Many men are carrying a quiet but heavy belief: “I’ve messed this up. I need to start over.” Maybe it’s a strained marriage, distance from your kids, a friendship that faded, or a season where you weren’t the man you wanted to be. That belief can feel paralyzing, like the only options are to erase the past or give up altogether. You don’t need a fresh start: You need a next step.

Staying in the Game
Starting over sounds clean and heroic, but real life rarely works that way. You don’t have some device to wipe people’s memories like in Men in Black, least of all your own; rather, our burdens follow us if we simply try leaving it all behind in pursuit of something fresh and new. You can’t undo the years you were overwhelmed, distracted, angry, or emotionally shut down. Trying to pretend those years didn’t happen often creates more distance, not less. Growth doesn’t come from wiping your slate clean; it comes from staying in the game.

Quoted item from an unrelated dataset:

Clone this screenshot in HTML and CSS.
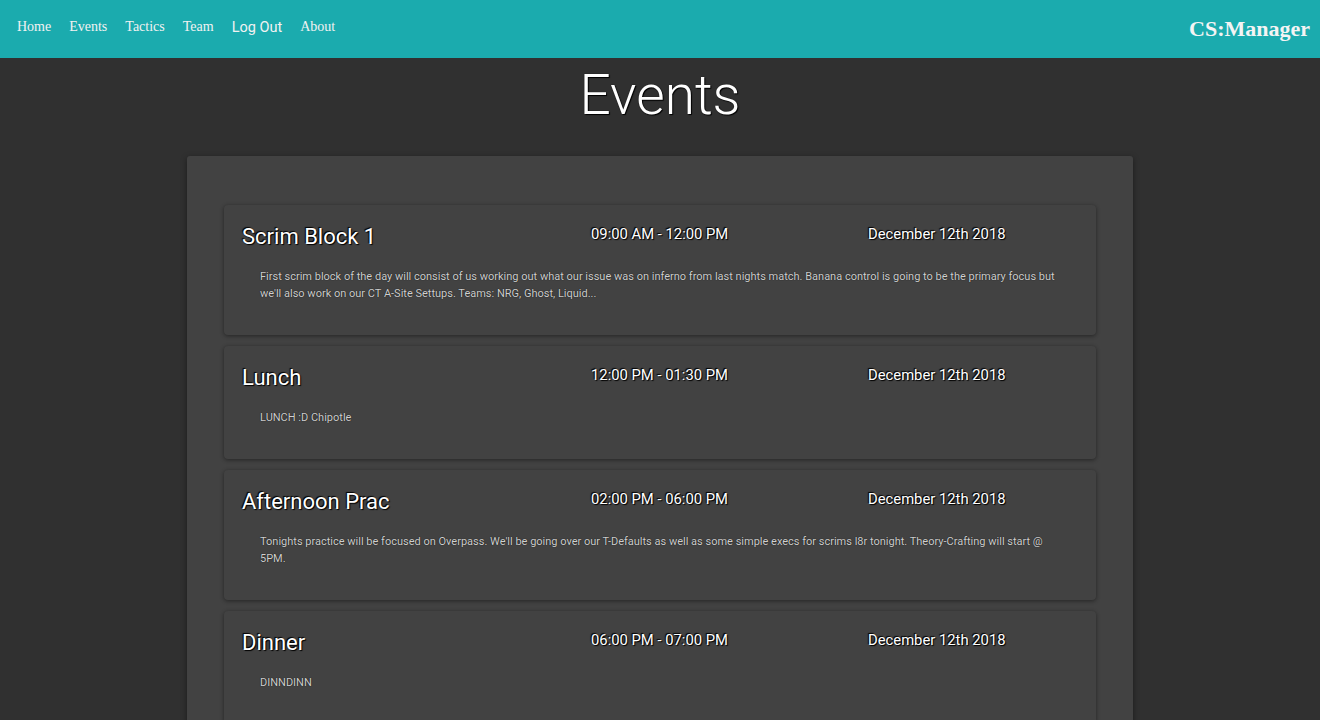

It comes from showing up again, imperfectly, with a bit more honesty and humility than last time.
Showing up
For many men, “showing up” has meant providing, fixing, and pushing through. Those strengths matter, but sometimes the next chapter asks for a different version of presence. Maybe it looks like listening instead of solving. Saying “I don’t know” instead of staying silent. Admitting regret without drowning in shame. These are not signs of weakness. They’re signs of maturity. Your family and friends don’t need a brand-new you; they need a more available you.
Real Heroes
Consistency beats intensity every time. It’s not sexy enough for the movies, but it’s often the unsung hero in real life. You don’t rebuild trust or connection with one big speech or dramatic change. You re-establish it by keeping your word, by being emotionally reachable, by staying despite how uncomfortable it may feel. Showing up in new ways might feel awkward at first – especially if you weren’t taught how – but awkwardness is a small price to pay for reconnection.
Change is Gradual
So, if you’re feeling like you need to reinvent yourself to live the life you want, hear this: it’s not too late, and you’re not starting from zero. Everything you’ve lived through – your mistakes, your resilience, your lessons – comes with you. Keep showing up. Not perfectly. Not loudly. Just faithfully. That’s how change truly happens, and that’s how men quietly reshape their families, friendships, and communities one day at a time. What’s your next step?